Start of Input material

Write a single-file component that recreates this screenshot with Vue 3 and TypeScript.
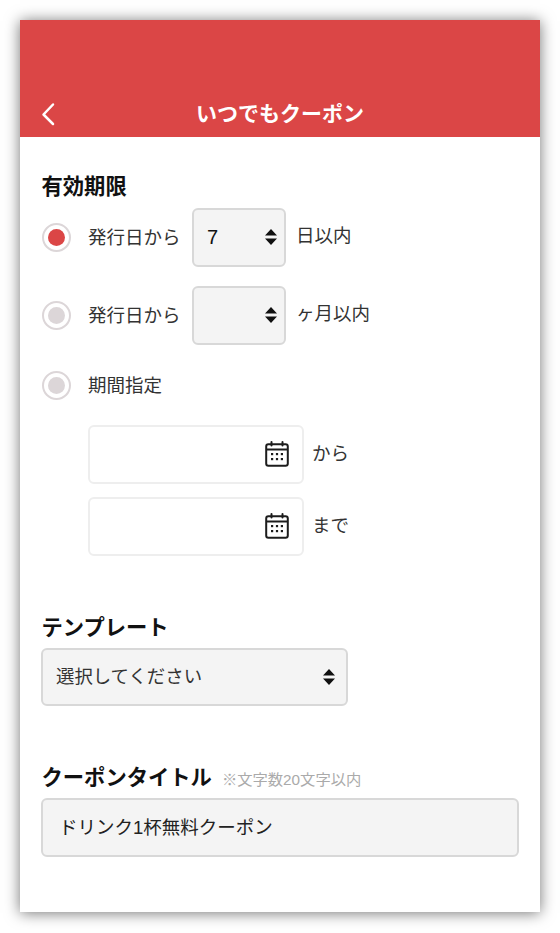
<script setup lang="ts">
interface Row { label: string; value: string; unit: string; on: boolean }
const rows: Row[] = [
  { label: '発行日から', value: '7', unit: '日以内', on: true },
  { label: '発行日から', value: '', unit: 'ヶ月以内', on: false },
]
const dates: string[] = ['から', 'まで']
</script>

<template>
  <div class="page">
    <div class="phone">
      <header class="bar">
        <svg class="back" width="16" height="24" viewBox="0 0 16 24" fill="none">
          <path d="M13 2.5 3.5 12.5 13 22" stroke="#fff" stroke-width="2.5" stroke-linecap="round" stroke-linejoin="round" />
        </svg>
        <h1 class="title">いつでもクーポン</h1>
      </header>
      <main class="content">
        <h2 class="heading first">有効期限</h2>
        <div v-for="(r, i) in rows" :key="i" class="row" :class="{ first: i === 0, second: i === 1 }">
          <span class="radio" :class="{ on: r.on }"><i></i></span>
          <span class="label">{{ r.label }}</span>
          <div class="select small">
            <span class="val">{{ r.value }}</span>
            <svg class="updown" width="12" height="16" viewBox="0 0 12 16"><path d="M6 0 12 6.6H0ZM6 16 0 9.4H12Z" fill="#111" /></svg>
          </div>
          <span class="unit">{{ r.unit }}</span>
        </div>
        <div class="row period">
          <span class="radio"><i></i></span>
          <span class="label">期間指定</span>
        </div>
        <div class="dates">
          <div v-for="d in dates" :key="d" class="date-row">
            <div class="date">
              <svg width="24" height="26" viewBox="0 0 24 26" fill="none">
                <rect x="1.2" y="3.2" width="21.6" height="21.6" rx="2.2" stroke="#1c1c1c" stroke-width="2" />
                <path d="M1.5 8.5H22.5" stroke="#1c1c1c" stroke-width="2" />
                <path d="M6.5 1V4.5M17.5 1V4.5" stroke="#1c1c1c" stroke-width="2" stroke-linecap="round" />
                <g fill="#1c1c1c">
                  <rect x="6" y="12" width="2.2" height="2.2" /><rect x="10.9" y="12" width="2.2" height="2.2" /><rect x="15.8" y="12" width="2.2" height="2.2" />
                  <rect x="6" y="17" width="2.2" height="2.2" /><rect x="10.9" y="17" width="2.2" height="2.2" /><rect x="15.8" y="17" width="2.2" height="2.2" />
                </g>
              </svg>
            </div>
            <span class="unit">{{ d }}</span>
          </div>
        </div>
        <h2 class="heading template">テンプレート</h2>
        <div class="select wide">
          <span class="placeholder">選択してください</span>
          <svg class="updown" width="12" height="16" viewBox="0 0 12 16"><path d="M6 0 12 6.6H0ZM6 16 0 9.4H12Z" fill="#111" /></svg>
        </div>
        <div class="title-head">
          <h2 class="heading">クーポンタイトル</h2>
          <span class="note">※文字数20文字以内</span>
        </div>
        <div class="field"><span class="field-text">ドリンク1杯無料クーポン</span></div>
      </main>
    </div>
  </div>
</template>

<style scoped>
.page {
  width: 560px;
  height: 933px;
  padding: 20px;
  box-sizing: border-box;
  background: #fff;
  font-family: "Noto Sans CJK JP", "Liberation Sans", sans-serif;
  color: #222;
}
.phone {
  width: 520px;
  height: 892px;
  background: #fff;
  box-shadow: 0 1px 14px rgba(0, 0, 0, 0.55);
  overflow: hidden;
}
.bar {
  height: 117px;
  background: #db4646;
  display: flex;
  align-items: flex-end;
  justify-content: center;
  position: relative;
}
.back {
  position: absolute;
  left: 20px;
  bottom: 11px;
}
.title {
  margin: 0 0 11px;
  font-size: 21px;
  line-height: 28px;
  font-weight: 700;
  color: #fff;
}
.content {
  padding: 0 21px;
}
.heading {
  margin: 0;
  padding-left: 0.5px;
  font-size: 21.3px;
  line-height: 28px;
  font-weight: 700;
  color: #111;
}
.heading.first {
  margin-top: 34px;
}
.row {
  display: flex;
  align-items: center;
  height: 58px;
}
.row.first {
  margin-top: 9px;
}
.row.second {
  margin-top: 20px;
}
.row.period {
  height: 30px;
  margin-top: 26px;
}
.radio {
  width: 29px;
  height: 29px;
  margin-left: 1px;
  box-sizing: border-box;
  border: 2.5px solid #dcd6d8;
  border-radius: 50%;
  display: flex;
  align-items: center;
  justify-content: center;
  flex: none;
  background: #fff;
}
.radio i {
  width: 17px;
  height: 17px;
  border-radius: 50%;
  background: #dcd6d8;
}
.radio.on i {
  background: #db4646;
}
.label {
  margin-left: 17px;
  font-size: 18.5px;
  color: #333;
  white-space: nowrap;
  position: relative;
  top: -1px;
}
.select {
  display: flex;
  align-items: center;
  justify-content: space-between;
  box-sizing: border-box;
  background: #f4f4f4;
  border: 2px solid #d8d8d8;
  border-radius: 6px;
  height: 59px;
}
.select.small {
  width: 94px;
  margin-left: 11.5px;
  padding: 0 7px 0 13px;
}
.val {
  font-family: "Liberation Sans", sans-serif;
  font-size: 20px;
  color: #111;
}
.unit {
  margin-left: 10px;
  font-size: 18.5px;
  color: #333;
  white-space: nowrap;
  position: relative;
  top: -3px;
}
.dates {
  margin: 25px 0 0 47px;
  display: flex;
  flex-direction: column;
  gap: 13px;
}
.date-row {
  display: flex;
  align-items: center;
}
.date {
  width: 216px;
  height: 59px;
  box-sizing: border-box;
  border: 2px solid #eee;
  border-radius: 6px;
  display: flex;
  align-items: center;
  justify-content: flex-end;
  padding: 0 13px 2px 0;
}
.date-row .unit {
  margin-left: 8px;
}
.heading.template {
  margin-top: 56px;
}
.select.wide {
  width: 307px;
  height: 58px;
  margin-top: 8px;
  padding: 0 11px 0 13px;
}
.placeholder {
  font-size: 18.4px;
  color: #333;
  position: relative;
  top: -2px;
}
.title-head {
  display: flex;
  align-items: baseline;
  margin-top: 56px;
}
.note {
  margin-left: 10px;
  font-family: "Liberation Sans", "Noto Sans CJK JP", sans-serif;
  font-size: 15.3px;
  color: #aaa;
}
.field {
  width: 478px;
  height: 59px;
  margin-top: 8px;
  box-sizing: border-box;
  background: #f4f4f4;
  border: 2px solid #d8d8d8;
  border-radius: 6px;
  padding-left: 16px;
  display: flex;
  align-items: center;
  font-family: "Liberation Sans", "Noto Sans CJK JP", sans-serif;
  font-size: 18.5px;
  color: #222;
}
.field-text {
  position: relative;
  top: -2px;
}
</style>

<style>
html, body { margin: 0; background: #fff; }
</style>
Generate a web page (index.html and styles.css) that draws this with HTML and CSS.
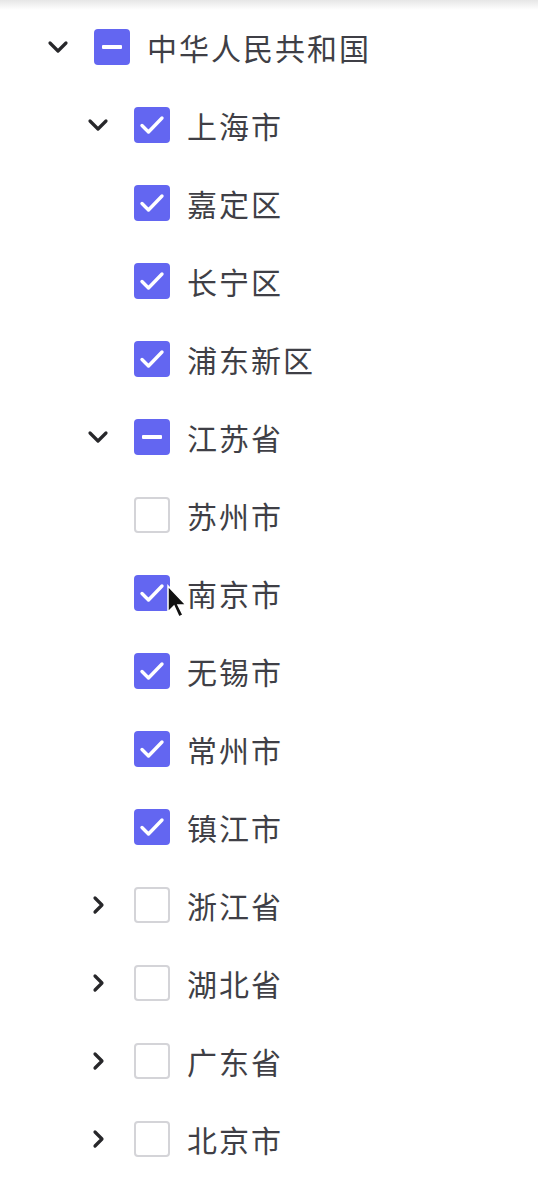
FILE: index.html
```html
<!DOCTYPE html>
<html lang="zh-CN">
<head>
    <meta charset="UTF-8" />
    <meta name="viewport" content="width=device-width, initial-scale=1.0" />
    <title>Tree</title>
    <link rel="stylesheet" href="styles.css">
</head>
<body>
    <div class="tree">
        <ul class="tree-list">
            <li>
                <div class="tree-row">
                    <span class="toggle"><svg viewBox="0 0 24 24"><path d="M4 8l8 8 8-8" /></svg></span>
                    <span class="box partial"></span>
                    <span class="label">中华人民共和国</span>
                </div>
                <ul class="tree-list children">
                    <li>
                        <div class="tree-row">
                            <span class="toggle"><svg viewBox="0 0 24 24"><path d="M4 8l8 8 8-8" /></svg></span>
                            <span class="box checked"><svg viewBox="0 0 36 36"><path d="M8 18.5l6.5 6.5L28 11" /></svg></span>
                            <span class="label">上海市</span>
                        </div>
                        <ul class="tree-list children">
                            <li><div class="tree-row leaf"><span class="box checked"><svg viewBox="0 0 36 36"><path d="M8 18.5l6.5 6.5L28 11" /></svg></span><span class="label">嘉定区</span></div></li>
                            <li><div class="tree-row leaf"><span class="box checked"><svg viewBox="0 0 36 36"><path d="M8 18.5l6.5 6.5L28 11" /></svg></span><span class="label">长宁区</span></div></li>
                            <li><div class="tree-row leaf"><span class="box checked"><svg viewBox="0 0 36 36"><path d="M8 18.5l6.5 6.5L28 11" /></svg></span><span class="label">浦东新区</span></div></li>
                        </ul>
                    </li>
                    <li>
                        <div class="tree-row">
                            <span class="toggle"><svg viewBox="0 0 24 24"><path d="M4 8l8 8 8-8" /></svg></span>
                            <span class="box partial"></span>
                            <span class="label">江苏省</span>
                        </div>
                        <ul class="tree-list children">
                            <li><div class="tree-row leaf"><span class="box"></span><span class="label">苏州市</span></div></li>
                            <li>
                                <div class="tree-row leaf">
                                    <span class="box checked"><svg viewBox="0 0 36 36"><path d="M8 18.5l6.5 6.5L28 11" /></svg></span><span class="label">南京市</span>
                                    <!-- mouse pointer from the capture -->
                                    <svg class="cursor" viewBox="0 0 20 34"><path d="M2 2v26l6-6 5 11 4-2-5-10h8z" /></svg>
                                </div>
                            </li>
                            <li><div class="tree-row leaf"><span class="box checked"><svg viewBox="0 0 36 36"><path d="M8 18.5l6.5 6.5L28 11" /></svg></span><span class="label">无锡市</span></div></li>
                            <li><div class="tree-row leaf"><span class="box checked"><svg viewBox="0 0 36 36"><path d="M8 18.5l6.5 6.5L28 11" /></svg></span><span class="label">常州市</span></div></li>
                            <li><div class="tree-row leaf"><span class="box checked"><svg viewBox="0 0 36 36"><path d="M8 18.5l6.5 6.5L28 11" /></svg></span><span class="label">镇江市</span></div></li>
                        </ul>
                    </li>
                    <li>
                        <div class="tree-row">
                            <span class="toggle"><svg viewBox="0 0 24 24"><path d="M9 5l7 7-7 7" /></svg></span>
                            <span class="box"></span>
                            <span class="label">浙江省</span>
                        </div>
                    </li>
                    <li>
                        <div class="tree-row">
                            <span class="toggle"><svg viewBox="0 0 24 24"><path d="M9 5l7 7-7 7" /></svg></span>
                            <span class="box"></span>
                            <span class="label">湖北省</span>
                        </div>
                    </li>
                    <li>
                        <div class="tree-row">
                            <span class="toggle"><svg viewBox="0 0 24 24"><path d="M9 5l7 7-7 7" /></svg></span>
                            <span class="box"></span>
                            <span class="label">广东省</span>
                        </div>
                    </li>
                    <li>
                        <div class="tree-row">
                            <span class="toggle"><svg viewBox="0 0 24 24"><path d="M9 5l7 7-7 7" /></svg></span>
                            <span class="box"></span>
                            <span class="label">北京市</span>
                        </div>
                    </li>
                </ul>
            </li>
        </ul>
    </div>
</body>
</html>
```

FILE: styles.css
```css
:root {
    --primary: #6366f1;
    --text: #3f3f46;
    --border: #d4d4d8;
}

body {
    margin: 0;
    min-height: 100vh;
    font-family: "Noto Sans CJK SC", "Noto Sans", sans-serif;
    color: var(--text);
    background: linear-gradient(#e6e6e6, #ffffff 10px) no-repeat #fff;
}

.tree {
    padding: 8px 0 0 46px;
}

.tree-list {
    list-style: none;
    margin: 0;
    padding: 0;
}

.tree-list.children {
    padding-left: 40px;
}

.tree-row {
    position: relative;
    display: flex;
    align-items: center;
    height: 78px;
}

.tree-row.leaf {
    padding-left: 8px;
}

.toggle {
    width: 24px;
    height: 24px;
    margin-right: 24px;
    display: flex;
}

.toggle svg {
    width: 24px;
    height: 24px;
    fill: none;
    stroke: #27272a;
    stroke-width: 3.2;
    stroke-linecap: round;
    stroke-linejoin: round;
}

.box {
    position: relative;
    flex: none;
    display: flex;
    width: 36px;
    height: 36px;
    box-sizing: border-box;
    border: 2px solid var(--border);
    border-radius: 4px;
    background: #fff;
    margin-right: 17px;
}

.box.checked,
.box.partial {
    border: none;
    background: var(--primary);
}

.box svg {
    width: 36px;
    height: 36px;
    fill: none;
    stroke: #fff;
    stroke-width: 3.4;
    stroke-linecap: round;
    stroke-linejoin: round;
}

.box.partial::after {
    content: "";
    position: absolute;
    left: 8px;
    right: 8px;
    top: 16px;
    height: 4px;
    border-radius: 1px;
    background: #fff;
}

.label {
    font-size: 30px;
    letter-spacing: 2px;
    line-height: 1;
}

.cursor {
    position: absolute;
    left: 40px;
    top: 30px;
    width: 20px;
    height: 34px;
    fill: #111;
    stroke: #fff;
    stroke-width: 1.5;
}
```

End of Input material

(What you will do) Select, from the listing, all lines that include the word "index".

(Correct result)
Generate a web page (index.html and styles.css) that draws this with HTML and CSS.
FILE: index.html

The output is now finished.